NFL Network’s Dynasty Month included one week dedicated to each of 5 NFL dynasties. The Green Bay Packers, New England Patriots, Pittsburgh Steelers, San Francisco 49ers and Dallas Cowboys each have one week dedicated to them. This month is pure torture for Oakland Raiders fans as they have to sit and watch their rivals get recognition for accomplishments while theirs get brushed aside.

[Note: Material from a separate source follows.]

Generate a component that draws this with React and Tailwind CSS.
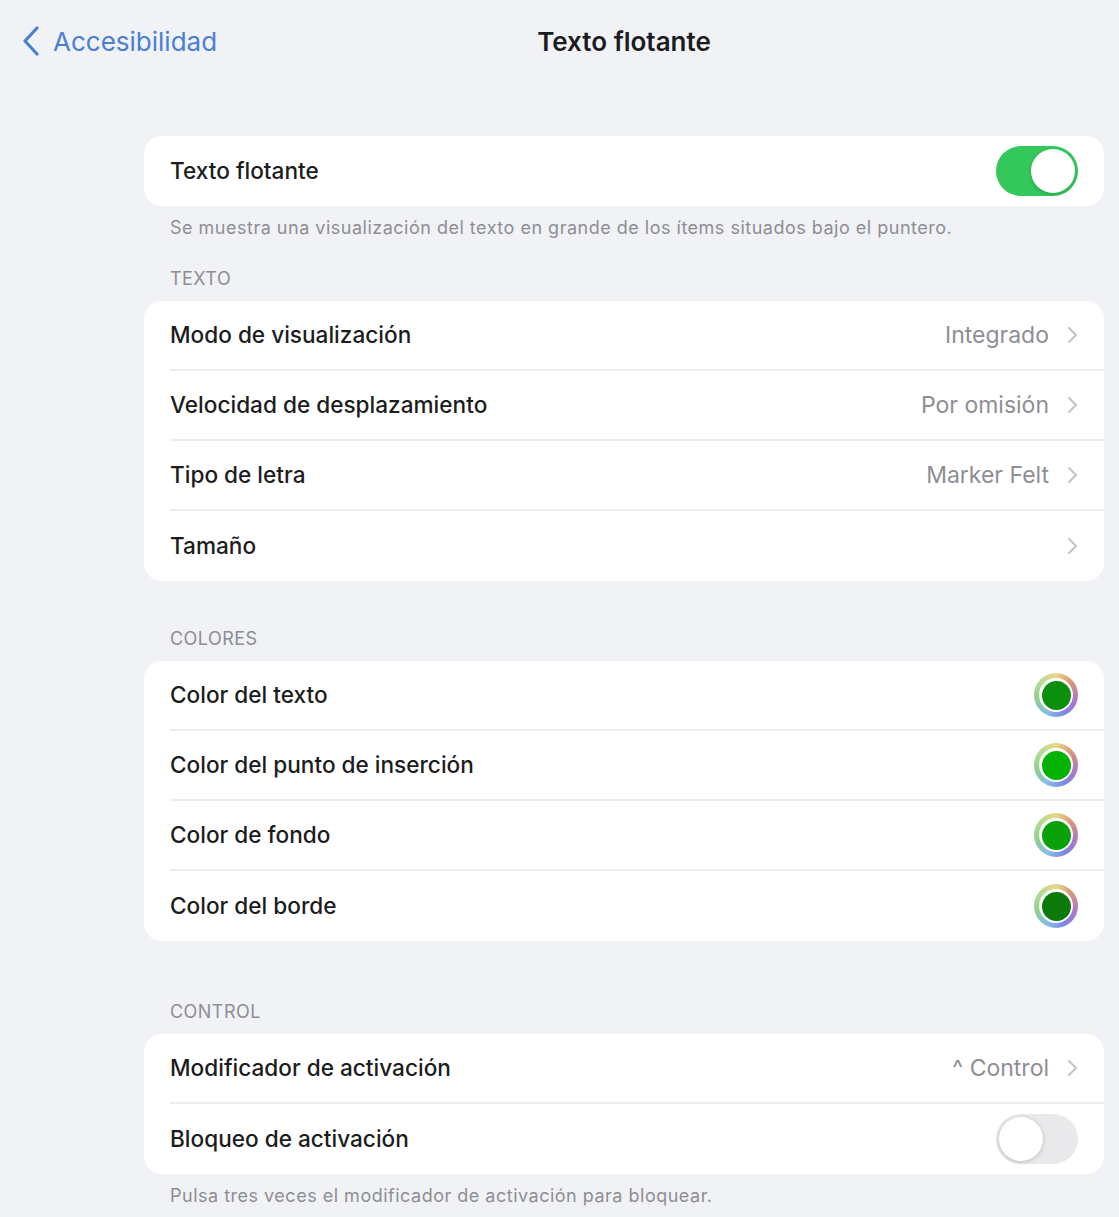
import React from 'react';

// --- Piezas pequeñas ---
function Chevron() {
    return (
        <svg width="11" height="18" viewBox="0 0 11 18" fill="none" className="shrink-0">
            <path d="M2 2l7 7-7 7" stroke="#c4c4c8" strokeWidth="2" strokeLinecap="round" strokeLinejoin="round" />
        </svg>
    );
}

function Toggle({ on }) {
    if (on) {
        return (
            <div className="w-[82px] h-[50px] rounded-full bg-[#34c759] p-[3px] flex justify-end">
                <div className="w-[44px] h-[44px] rounded-full bg-white shadow-[0_2px_4px_rgba(0,0,0,0.15)]" />
            </div>
        );
    }
    return (
        <div className="w-[82px] h-[50px] rounded-full bg-[#e9e9eb] p-[3px] flex justify-start">
            <div className="w-[44px] h-[44px] rounded-full bg-white shadow-[0_1px_4px_rgba(0,0,0,0.2)]" />
        </div>
    );
}

function ColorWell({ color }) {
    return (
        <div className="w-[44px] h-[44px] rounded-full bg-[conic-gradient(#e6d88a,#d8957a,#b476c8,#7d86e0,#86bde6,#8fd08f,#b2dc96,#e6d88a)] flex items-center justify-center">
            <div className="w-[34px] h-[34px] rounded-full bg-white flex items-center justify-center">
                <div className="w-[29px] h-[29px] rounded-full" style={{ backgroundColor: color }} />
            </div>
        </div>
    );
}

function Row({ label, value, right, last }) {
    return (
        <div className="pl-[26px] h-[70px] flex">
            <div className={`flex-1 flex items-center pr-[26px] ${last ? '' : 'border-b-2 border-[#ececf0]'}`}>
                <span className="flex-1 text-[22.6px] font-medium text-[#1c1c1e]">{label}</span>
                {value !== undefined && (
                    <div className="flex items-center gap-[18px]">
                        <span className="text-[23px] text-[#8e8e93]">{value}</span>
                        <Chevron />
                    </div>
                )}
                {right}
            </div>
        </div>
    );
}

function Card({ children }) {
    return <div className="bg-white rounded-[18px] overflow-hidden">{children}</div>;
}

function SectionTitle({ children }) {
    return <p className="pl-[26px] text-[18px] text-[#8e8e93] tracking-wide uppercase h-[22px] leading-[22px] mb-[11px]">{children}</p>;
}

function Footnote({ children }) {
    return <p className="pl-[26px] pt-[11px] text-[18px] tracking-[0.5px] text-[#8e8e93] leading-[22px]">{children}</p>;
}

export default function App() {
    const colores = [
        { label: 'Color del texto', color: '#0c8f0c' },
        { label: 'Color del punto de inserción', color: '#03b203' },
        { label: 'Color de fondo', color: '#0aa00a' },
        { label: 'Color del borde', color: '#0b7a0b' },
    ];

    return (
        <div className="min-h-[1217px] bg-[#f0f2f6] font-['Inter',sans-serif] antialiased">
            {/* Cabecera */}
            <div className="grid grid-cols-[144px_1fr_15px] h-[82px] items-center">
                <div className="flex items-center gap-[13px] pl-[22px] whitespace-nowrap">
                    <svg width="18" height="30" viewBox="0 0 18 30" fill="none" className="shrink-0">
                        <path d="M15 2L3 15l12 13" stroke="#4a80d4" strokeWidth="3.2" strokeLinecap="round" strokeLinejoin="round" />
                    </svg>
                    <span className="text-[26px] text-[#4a80d4]">Accesibilidad</span>
                </div>
                <h1 className="text-center text-[26px] font-semibold text-[#1c1c1e]">Texto flotante</h1>
                <div />
            </div>

            {/* Contenido */}
            <div className="pl-[144px] pr-[15px] pt-[54px] pb-[12px]">
                <Card>
                    <Row label="Texto flotante" last right={<Toggle on />} />
                </Card>
                <Footnote>Se muestra una visualización del texto en grande de los ítems situados bajo el puntero.</Footnote>

                <div className="mt-[29px]">
                    <SectionTitle>Texto</SectionTitle>
                    <Card>
                        <Row label="Modo de visualización" value="Integrado" />
                        <Row label="Velocidad de desplazamiento" value="Por omisión" />
                        <Row label="Tipo de letra" value="Marker Felt" />
                        <Row label="Tamaño" value="" last />
                    </Card>
                </div>

                <div className="mt-[47px]">
                    <SectionTitle>Colores</SectionTitle>
                    <Card>
                        {colores.map((c, i) => (
                            <Row key={c.label} label={c.label} last={i === colores.length - 1} right={<ColorWell color={c.color} />} />
                        ))}
                    </Card>
                </div>

                <div className="mt-[60px]">
                    <SectionTitle>Control</SectionTitle>
                    <Card>
                        <Row label="Modificador de activación" value="^ Control" />
                        <Row label="Bloqueo de activación" last right={<Toggle on={false} />} />
                    </Card>
                    <Footnote>Pulsa tres veces el modificador de activación para bloquear.</Footnote>
                </div>
            </div>
        </div>
    );
}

With regards to the Patriots and Steelers, it is even more salt in the wound. The Patriots started their dynasty at the expense of the Raiders in the Tuck Rule game. In the eyes of many, that game marked the start of their dynasty and the decline of the Raiders. The Steelers had to get past the Raiders on the way to achieving their dynasty as well. Raider fans have to wonder why their team’s dominance between the 1970 merger and 1985 season does not qualify as a dynasty in the eyes of these experts.
According to most people’s definition, a sports dynasty is a team that dominates their sport or league for multiple seasons or years. In their Wikipedia article on what a dynasty is (click here), the Raiders teams of the late 1970s and early 1980s are even given as an example. Considering this simple and accurate definition, Why would all of the dominant seasons that the Raiders orchestrated not qualify as a dynasty?
|* – Made playoffs|
|x – Won Super Bowl|
From the 1970 season, through 1985 season, the Raiders win-loss record was an impressive 161-66-6 for a winning percentage of .713 during the 15 year time frame. The Raiders won 9 division titles, made the playoffs 12 times and won 3 Super Bowls during that span. Does this alone qualify as a dynasty? Steelers DT Joe Green once said that the road to a championship went through Oakland. You had to slay the Raiders to be a champion. They were the measure of what it took to be a champion.
One thing to consider is the fact that the Raiders were so dominant that the remnants of that dominance are still seen today. Even after 11 straight seasons of .500 or below and no division titles or playoff appearances, the Raiders are still tied with the San Diego Chargers for the most division titles. The Denver Broncos have 13 and the Kansas City Chiefs have 8.
Even after a decade of decadence, they still lead the division with a record of 434-375-11 and a playoff record of 25-18. The rest of the division is catching up in terms of regular season records, but none are even close in playoff records. The only other team with a winning record in the playoffs is the Broncos at 18-17.
Is winning Super Bowls the only criteria that NFL Network uses to designate a dynasty? It would be hypocrisy if they were to say yes because the Patriots have 3 just like the Raiders. The Packers have 4 Super Bowl wins, but they are spread out over a greater period of time than the Raiders’.
The experts at NFL Network have Raider Nation shaking their collective heads and wondering why their dynasty was left out. Did it not qualify because the 3 Super Bowls were spread out and were won in 2 different decades? Was it left out because it was orchestrated by Al Davis and they just love to hate the man and his Raiders?
As painful as it is to Raider fans, it is hard to discount the Steelers, Cowboys and 49ers dynasties with 16 combined Super Bowls between them. Still, were the Raiders not dominant enough? That would appear to be the case.